In this setup we don’t have enough ElasticSearch nodes to properly benefit from replicas (notably because of their impact on performance) so we deactivate them.

Node A:

numberOfReplicas=0
monthlyIndex.numberOfReplicas=0

Node B:

numberOfReplicas=0
monthlyIndex.numberOfReplicas=0
6.2.2 - 3 node cluster

This setup sets up one replica since we have enough nodes to be able to use replicas without affecting performance too much. Node A:

numberOfReplicas=1
monthlyIndex.numberOfReplicas=1

Node B:

numberOfReplicas=1
monthlyIndex.numberOfReplicas=1

Node C:

numberOfReplicas=1
monthlyIndex.numberOfReplicas=1

6.3 Cluster troubleshooting

In Apache Unomi, you might want to look at the cluster command lines available in Apache Karaf. Depending on how you launched Karaf, you may either use them directly on the console, or through an SSH connection to the server. To connect through SSH simply do:

ssh –p 8102 karaf@unomi

The default password is "karaf". You should really change this upon installation by modifying the <cxs-install-dir>/etc/users.properties file. To get a list of available commands, simply type on the command line:

help

In order to monitor the state of your Unomi ElasticSearch Cluster, 2 URLs are quite useful: - Error! Hyperlink reference not valid. : This command retrieves the health of your ElasticSearch cluster (green is good). If you face communication issues between your cluster nodes, it will be orange or red. Make sure that all the nodes of your cluster are started in order to get a better idea of your cluster health. - Error! Hyperlink reference not valid. : This command gives you a detailed state of your Unomi node in the cluster.

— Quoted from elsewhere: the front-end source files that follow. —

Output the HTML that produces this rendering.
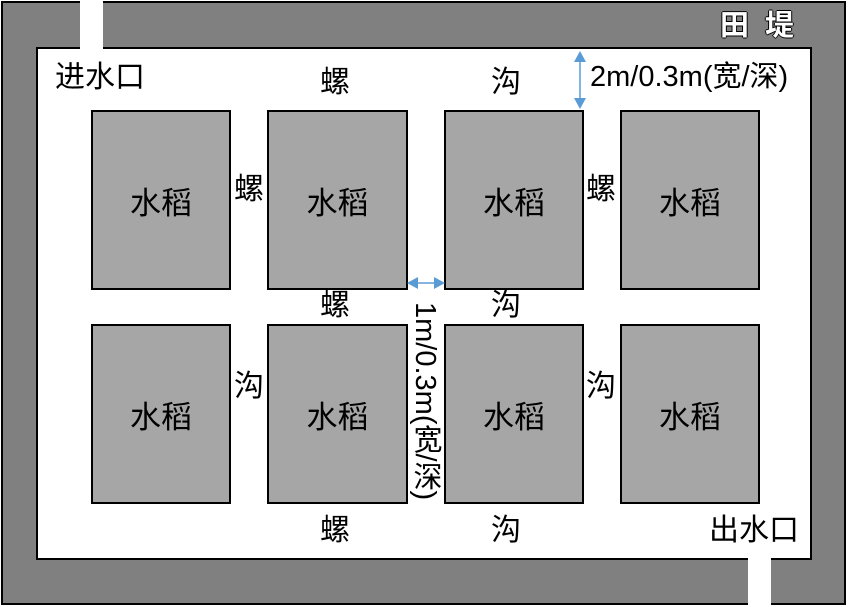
<!DOCTYPE html>
<html><head><meta charset="utf-8"><style>
body{margin:0;width:848px;height:607px;overflow:hidden;background:#fff;font-family:"Liberation Sans","Noto Sans CJK SC",sans-serif;}
.a{position:absolute}
.box{position:absolute;background:#a6a6a6;border:2px solid #000;box-sizing:border-box;display:flex;align-items:center;justify-content:center;font-size:31px;color:#000}
.t{position:absolute;font-size:30px;color:#000;line-height:1;white-space:nowrap}
</style></head><body>
<div class="a" style="left:1px;top:1px;width:845px;height:604px;background:#808080;border:2px solid #000;box-sizing:border-box"></div>
<div class="a" style="left:36px;top:47px;width:776px;height:513px;background:#fff;border:2px solid #000;box-sizing:border-box"></div>
<div class="a" style="left:80px;top:0;width:23px;height:51px;background:#fff"></div>
<div class="a" style="left:748px;top:556px;width:23px;height:51px;background:#fff"></div>
<div class="t" style="left:720px;top:12px;color:#fff;font-size:29px;font-weight:bold;text-shadow:-1px 0 #000,1px 0 #000,0 -1px #000,0 1px #000">田</div>
<div class="t" style="left:765px;top:12px;color:#fff;font-size:29px;font-weight:bold;text-shadow:-1px 0 #000,1px 0 #000,0 -1px #000,0 1px #000">堤</div>
<div class="t" style="left:55px;top:63px">进水口</div>
<div class="t" style="left:709px;top:516px">出水口</div>
<div class="box" style="left:91px;top:110px;width:140px;height:180px">水稻</div>
<div class="box" style="left:267px;top:110px;width:141px;height:180px">水稻</div>
<div class="box" style="left:444px;top:110px;width:140px;height:180px">水稻</div>
<div class="box" style="left:620px;top:110px;width:140px;height:180px">水稻</div>
<div class="box" style="left:91px;top:324px;width:140px;height:180px">水稻</div>
<div class="box" style="left:267px;top:324px;width:141px;height:180px">水稻</div>
<div class="box" style="left:444px;top:324px;width:140px;height:180px">水稻</div>
<div class="box" style="left:620px;top:324px;width:140px;height:180px">水稻</div>
<div class="t" style="left:320px;top:68px">螺</div>
<div class="t" style="left:491px;top:68px">沟</div>
<div class="t" style="left:234px;top:175px">螺</div>
<div class="t" style="left:586px;top:175px">螺</div>
<div class="t" style="left:320px;top:291px">螺</div>
<div class="t" style="left:491px;top:291px">沟</div>
<div class="t" style="left:234px;top:372px">沟</div>
<div class="t" style="left:586px;top:372px">沟</div>
<div class="t" style="left:320px;top:516px">螺</div>
<div class="t" style="left:491px;top:516px">沟</div>
<div class="t" style="left:590px;top:63px;font-size:29px">2m/0.3m(宽/深)</div>
<div class="t" style="left:410px;top:302px;font-size:29px;writing-mode:vertical-rl">1m/0.3m(宽/深)</div>
<svg class="a" style="left:0;top:0" width="848" height="607">
<g fill="#5b9bd5" stroke="#5b9bd5">
<line x1="580" y1="56" x2="580" y2="104" stroke-width="1.5"/>
<polygon points="574,62 586,62 580,51" stroke="none"/>
<polygon points="574,98 586,98 580,109" stroke="none"/>
<line x1="412" y1="283" x2="440" y2="283" stroke-width="1.5"/>
<polygon points="407,283 418,277 418,289" stroke="none"/>
<polygon points="445,283 434,277 434,289" stroke="none"/>
</g></svg>
</body></html>
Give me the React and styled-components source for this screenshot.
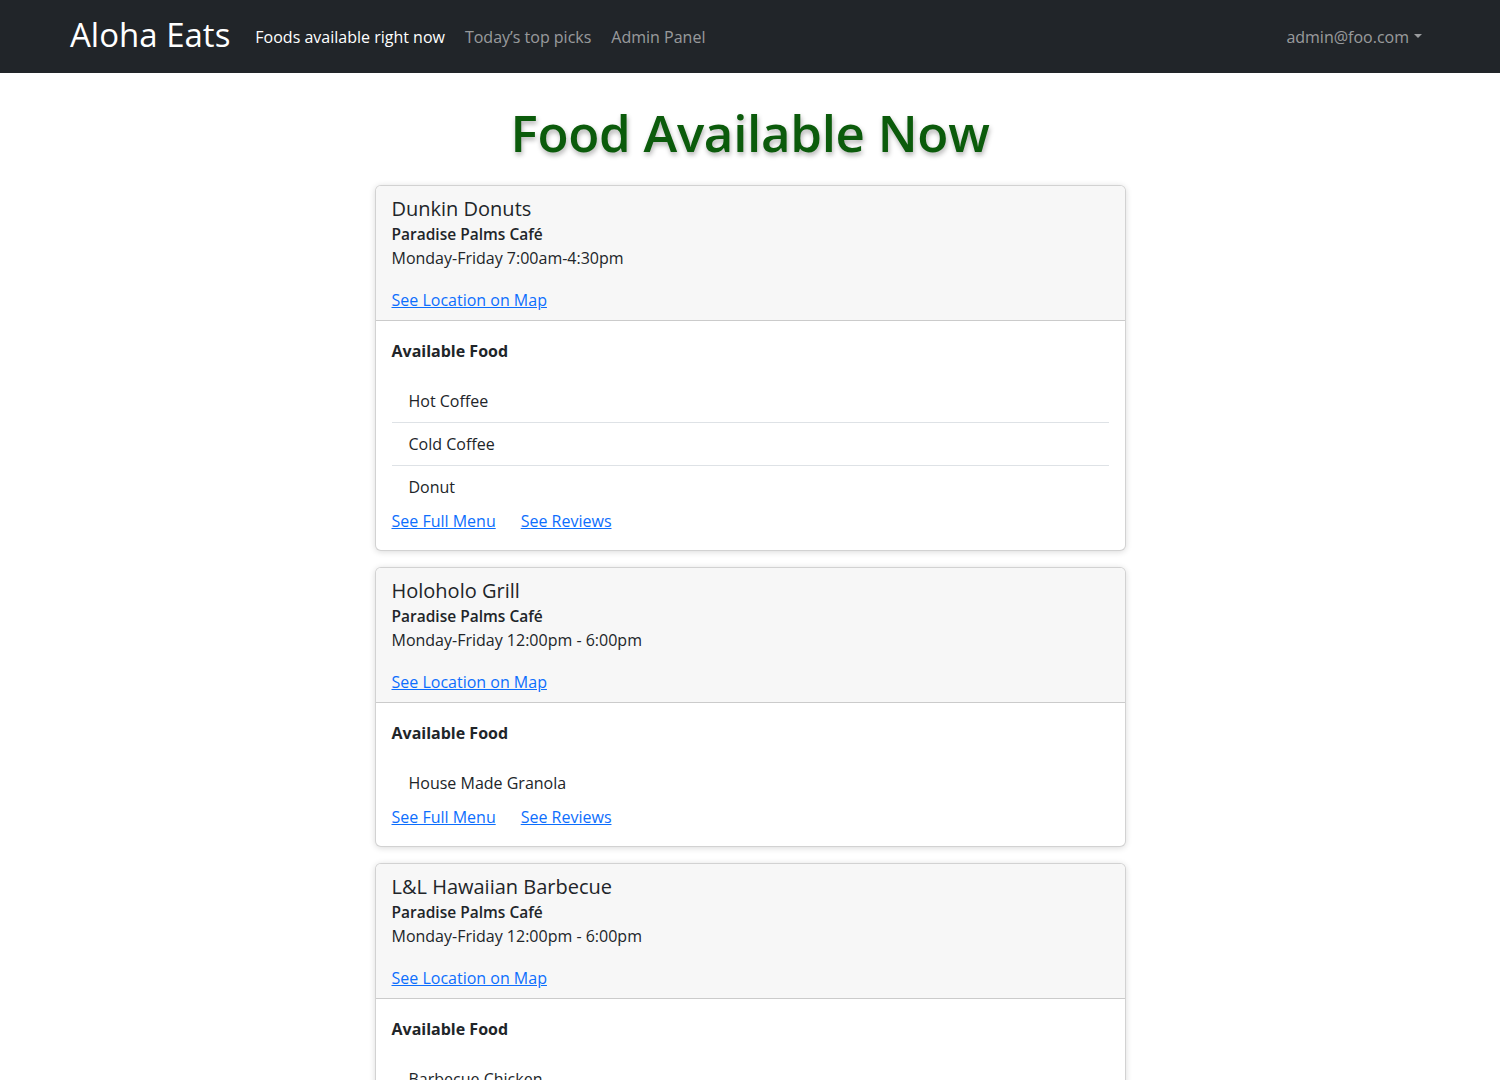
import React from "react";
import styled, { createGlobalStyle } from "styled-components";

const GlobalStyle = createGlobalStyle`
  body {
    margin: 0;
    font-family: "Open Sans", "Noto Sans", sans-serif;
    font-size: 16px;
    line-height: 1.5;
    color: #212529;
    background: #fff;
  }
  * { box-sizing: border-box; }
`;

const NavBar = styled.nav`
  height: 73px;
  background: #212529;
  display: flex;
  align-items: center;
  padding: 0 78px 0 70px;
`;

const Brand = styled.a`
  font-size: 33px;
  font-weight: 500;
  color: #fff;
  margin-right: 15px;
  text-decoration: none;
  line-height: 1.2;
  margin-top: -3px;
`;

const NavLink = styled.a`
  padding: 0 10px;
  font-size: 16px;
  color: ${(p) => (p.$active ? "#fff" : "rgba(255,255,255,0.55)")};
  text-decoration: none;
`;

const Spacer = styled.div`
  flex: 1;
`;

const UserMenu = styled.a`
  display: flex;
  align-items: center;
  gap: 5px;
  color: rgba(255, 255, 255, 0.55);
  text-decoration: none;
  &::after {
    content: "";
    border-top: 4.5px solid rgba(255, 255, 255, 0.55);
    border-left: 4px solid transparent;
    border-right: 4px solid transparent;
    margin-top: -2px;
  }
`;

const Main = styled.main`
  display: flex;
  flex-direction: column;
  align-items: center;
  padding-top: 26px;
`;

const Title = styled.h1`
  margin: 0 0 20px;
  font-size: 51px;
  font-weight: 600;
  line-height: 1.3;
  letter-spacing: -0.3px;
  color: #0b5b0b;
  text-shadow: 1px 3px 5px rgba(0, 0, 0, 0.3);
`;

const Card = styled.section`
  width: 751px;
  border: 1px solid rgba(0, 0, 0, 0.175);
  border-radius: 6px;
  box-shadow: 0 1px 6px rgba(0, 0, 0, 0.15);
  margin-bottom: 16px;
  overflow: hidden;
  background: #fff;
`;

const CardHeader = styled.header`
  background: #f7f7f7;
  padding: 11px 16px 8px;
  border-bottom: 1px solid rgba(0, 0, 0, 0.175);
`;

const Name = styled.h5`
  margin: 0 0 1px;
  font-size: 20px;
  font-weight: 500;
  line-height: 24px;
`;

const Place = styled.h6`
  margin: 0;
  font-size: 15.5px;
  font-weight: 600;
  line-height: 24px;
`;

const Hours = styled.p`
  margin: 0 0 18px;
  line-height: 24px;
`;

const Link = styled.a`
  color: #0d6efd;
  text-decoration: underline;
`;

const CardBody = styled.div`
  padding: 18px 16px 17px;
`;

const Subhead = styled.h6`
  margin: 0 0 17px;
  font-size: 16px;
  font-weight: 700;
  line-height: 24px;
`;

const FoodList = styled.ul`
  list-style: none;
  margin: 0;
  padding: 0;
`;

const FoodItem = styled.li`
  padding: 9px 17px;
  line-height: 24px;
  border-bottom: 1px solid #dee2e6;
  &:last-child {
    border-bottom: none;
    padding-bottom: 10px;
  }
`;

const LinkRow = styled.div`
  display: flex;
  gap: 25px;
  line-height: 24px;
`;

const vendors = [
  {
    name: "Dunkin Donuts",
    hours: "Monday-Friday 7:00am-4:30pm",
    foods: ["Hot Coffee", "Cold Coffee", "Donut"],
  },
  {
    name: "Holoholo Grill",
    hours: "Monday-Friday 12:00pm - 6:00pm",
    foods: ["House Made Granola"],
  },
  {
    name: "L&L Hawaiian Barbecue",
    hours: "Monday-Friday 12:00pm - 6:00pm",
    foods: ["Barbecue Chicken"],
  },
];

function VendorCard({ vendor }) {
  return (
    <Card>
      <CardHeader>
        <Name>{vendor.name}</Name>
        <Place>Paradise Palms Café</Place>
        <Hours>{vendor.hours}</Hours>
        <Link href="#">See Location on Map</Link>
      </CardHeader>
      <CardBody>
        <Subhead>Available Food</Subhead>
        <FoodList>
          {vendor.foods.map((f) => (
            <FoodItem key={f}>{f}</FoodItem>
          ))}
        </FoodList>
        <LinkRow>
          <Link href="#">See Full Menu</Link>
          <Link href="#">See Reviews</Link>
        </LinkRow>
      </CardBody>
    </Card>
  );
}

export default function App() {
  return (
    <>
      <GlobalStyle />
      <NavBar>
        <Brand href="#">Aloha Eats</Brand>
        <NavLink href="#" $active>
          Foods available right now
        </NavLink>
        <NavLink href="#">Today’s top picks</NavLink>
        <NavLink href="#">Admin Panel</NavLink>
        <Spacer />
        <UserMenu href="#">admin@foo.com</UserMenu>
      </NavBar>
      <Main>
        <Title>Food Available Now</Title>
        {vendors.map((v) => (
          <VendorCard key={v.name} vendor={v} />
        ))}
      </Main>
    </>
  );
}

6.4 Clustering on Amazon Web Service

One critical thing when setting up ElasticSearch clusters on EC2 is the value of network.host in <elasticsearch-install-dir>/config/elasticsearch.yml. The trick is to use the VPN/internal IP as network host (For instance, network.host: _eth0:ipv4_" - see https://www.elastic.co/guide/en/elasticsearch/reference/1.6/modules-network.html) to be sure to get the right IP if it’s dynamic and the public IP in the unicast discovery. The default value "192.168.0.1" doesn’t work on AWS.

6.5 Apache HTTP server setup

Here is an example of how to setup an Apache HTTP server to add as a load-balancer in front of 3 Apache Unomi nodes:

<IfModule mod_ssl.c>
    <VirtualHost *:443>
        ServerName unomi.acme.com
        ServerAdmin monitor@acme.com
        DocumentRoot /var/www/html
        CustomLog /var/log/apache2/access-unomi.acme.com.log combined
        ErrorLog /var/log/apache2/error-unomi.acme.com.log
        <Directory />
                Options FollowSymLinks
                AllowOverride None
        </Directory>
        <Directory /var/www/html>
                Options FollowSymLinks MultiViews
                AllowOverride None
                Order allow,deny
                allow from all
        </Directory>
        <Location /cxs>
                #localhost subnet, add your own IPs for your DX servers here or MF might not work properly.
                Require ip 127.0.0.1 10.100
        </Location>
        RewriteEngine On
        RewriteCond %{REQUEST_METHOD} ^(TRACE|TRACK)
        RewriteRule .* - [F]
        ProxyPreserveHost On
        ProxyPass /server-status !
        ProxyPass /robots.txt !
        RewriteCond %{HTTP_USER_AGENT} Googlebot [OR]
        RewriteCond %{HTTP_USER_AGENT} msnbot [OR]
        RewriteCond %{HTTP_USER_AGENT} Slurp
        RewriteRule ^.* - [F,L]

        ProxyPass / balancer://unomi_cluster/
        ProxyPassReverse / balancer://unomi_cluster/
        Header add Set-Cookie "ROUTEID=.%{BALANCER_WORKER_ROUTE}e; path=/" env=BALANCER_ROUTE_CHANGED
        <Proxy balancer://unomi_cluster>
                BalancerMember http://unomi-node01.int.acme.com:8181 route=1 connectiontimeout=20 timeout=300 ttl=120
                BalancerMember http://unomi-node02.int.acme.com:8181 route=2 connectiontimeout=20 timeout=300 ttl=120
                BalancerMember http://unomi-node03.int.acme.com:8181 route=3 connectiontimeout=20 timeout=300 ttl=120
                ProxySet lbmethod=bytraffic stickysession=ROUTEID
        </Proxy>

        RemoteIPHeader X-Forwarded-For

        Include ssl-common.conf

        BrowserMatch "MSIE [2-6]" \
        nokeepalive ssl-unclean-shutdown \
        downgrade-1.0 force-response-1.0
        BrowserMatch "MSIE [17-9]" ssl-unclean-shutdown

        # HSTS (mod_headers is required) (15768000 seconds = 6 months)
        Header always set Strict-Transport-Security "max-age=15768000"
    </VirtualHost>
</IfModule>

As you can see the mod_proxy module is used to perform load balancing using cookies for sticky sessions.